The choice of edges is the powerset of XC2 which is roughly 2^(X^2). There will be uncountably infinitly many graphs if there are countably infinite verticies.
If you consider the set of all labelled graphs with a finite number of verticies, there is a countably infinite number of them.
For graphs with 1 labelled vertex, there are 2^(1C2), for 2 verticies there are 2^(2C2), for 3 there are 2^(3C2), etc. It is easy to come up with a bijection as long as you have a systematic way of ordering the graphs on n verticies for any n.
Levi Ramirez
wat
Joseph Lopez
Am I wrong?
Brody Nguyen
If were going by graph theory 101, then 2 graphs being the same means they are isomorphic to each other, thus have the same adjacency matrix modulo some transformations, that can only be the case if sets of vertices with the same caridnality are taken as being the same vertices.
Cooper Robinson
The set of all finite graphs is countable:
Every graph on n vertices is isomorphic to a graph on vertex set [n]. For every graph G on the vertex set [n] there is a canonical bijection G -> [n]^(2) by identifying G with its set of edges. Now [n]^(2) \subset [n]^2, thus we can find an surjection from the set of all finite graphs to NxN. Since |NxN|=|N| and the set of all finite subsets of N is countable, the set of all finite graphs is countable.
Obviously there are more than countably many (countable) infinite graphs.
Jack Cook
are you FUCKING kidding me I was thinking about the cardinatlity and definability of sets of graphs this morning aswell wtf. And Ive never heard much about the topic either.
What I was wondering is if the set of all graphs exists. The set of all finite graphs does have some clear cardinality (count possiblw adjacency matrices) but the set pf all graphs does not exist.
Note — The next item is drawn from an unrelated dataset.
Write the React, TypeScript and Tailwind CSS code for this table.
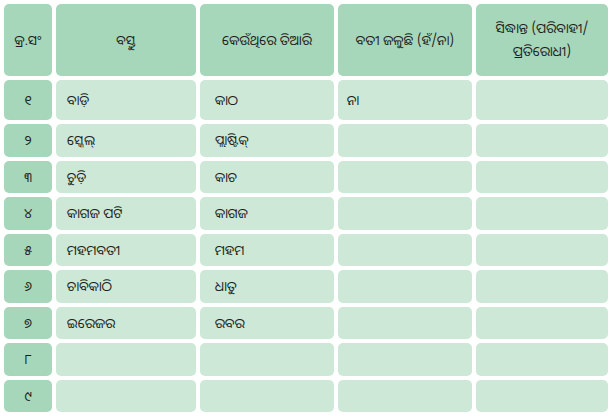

Every set surjectivrly induces a tree, so fromthe set of all trees you can construct a tree of all trees which then contains itself. I believe you can then contradict this just like with sets. As trees are subset of graphs the set of all graphs doesnt exist.
What do you think?
Christopher Parker
to expand, take any set and remove all the elements, leaving only the brackets. This structure is a tree.
And the tree of all trees containing itself means that from the root node there is an edge which leads to the whole tree again.
I dont remember proofs that a set containing itself is contradictiory but it goes something like "form the subset of all sets not containing themselves blabla contradiction" afaik. And I suspect this works for a tree containing itself as well but Im not sure.
Cameron Wilson
well the set of finite graphs is just the union of the set of graphs with n vertices which is finite that's all
Cameron Roberts
>does graph theory allow uncountable or even infinite vertex sets?
Yes.
Lucas Baker
I believe he is speaking of finite graphs
Jeremiah Long
when considering "all" graphs, you usually do it up to isomorphism (so there is only one graph with one vertex and no edge, etc.)
>does graph theory allow uncountable or even infinite vertex sets?
Yes, and there is even an infinite graph that contains any finite or countably infinite graph as an induced subgraph.